Kate Kirsch’s brother, Dr. Stephen Kirsch, also a resident of Scarborough, said that he hopes that the bicycle tribute to his sister will prompt drivers to look for people walking and biking on public ways. Dr. Kirsch, who is also a cyclist, said he is aware how vulnerable individuals are when they take to the streets on foot or on a bicycle, especially when sharing the road with pick-up trucks in excess of seven-thousand pounds.

Kathleen “Kate” Kirsch Photo courtesy of the Kirsch family

He said he hopes that the placement of a ghost bike near the private-to-public intersection will remind all drivers approaching stop signs and stop lines to stop and look in all directions, and to wait until it is safe to proceed, before entering a public way.

He and others in his family would like to see Kate’s ghost bike increasing awareness and generating public dialogue about the critical need across the state for complete streets, safer spaces for vulnerable road users, and strategies for building healthier communities.

The Kirsch family invites members of Kate’s various communities and the public to visit the bicycle memorial to reflect on Kate’s life and how it was lost, as well as on the 40,000 plus lives lost every year in the United States due to preventable traffic crashes.

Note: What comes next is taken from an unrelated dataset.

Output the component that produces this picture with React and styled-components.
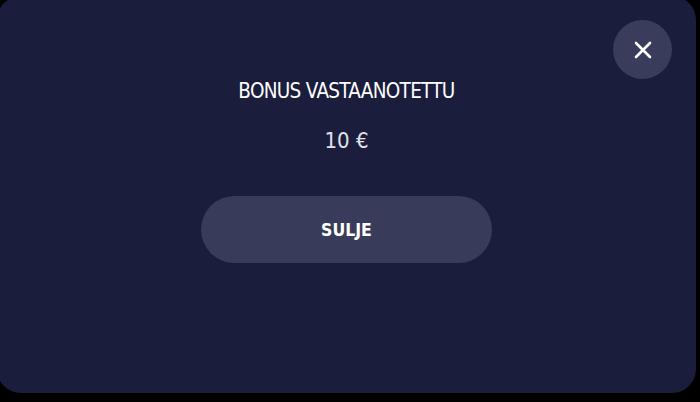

Her siblings said they also wish for people visiting their sister’s ghost bike to remember Kate’s creative energy, her playful side, her love of children and animals, and her contributions to her theater, school, religious, and other communities. Anyone who ever saw Kate out riding, or saw her bright purple bike before or after the crash, will likely remember that it had a giant, white bell on it sprinkled with colorful shooting stars. As a tribute to Kate’s eternal youth, her ghost bike boasts a pink horn splashed with a daisy, which visitors may choose to honk in her honor.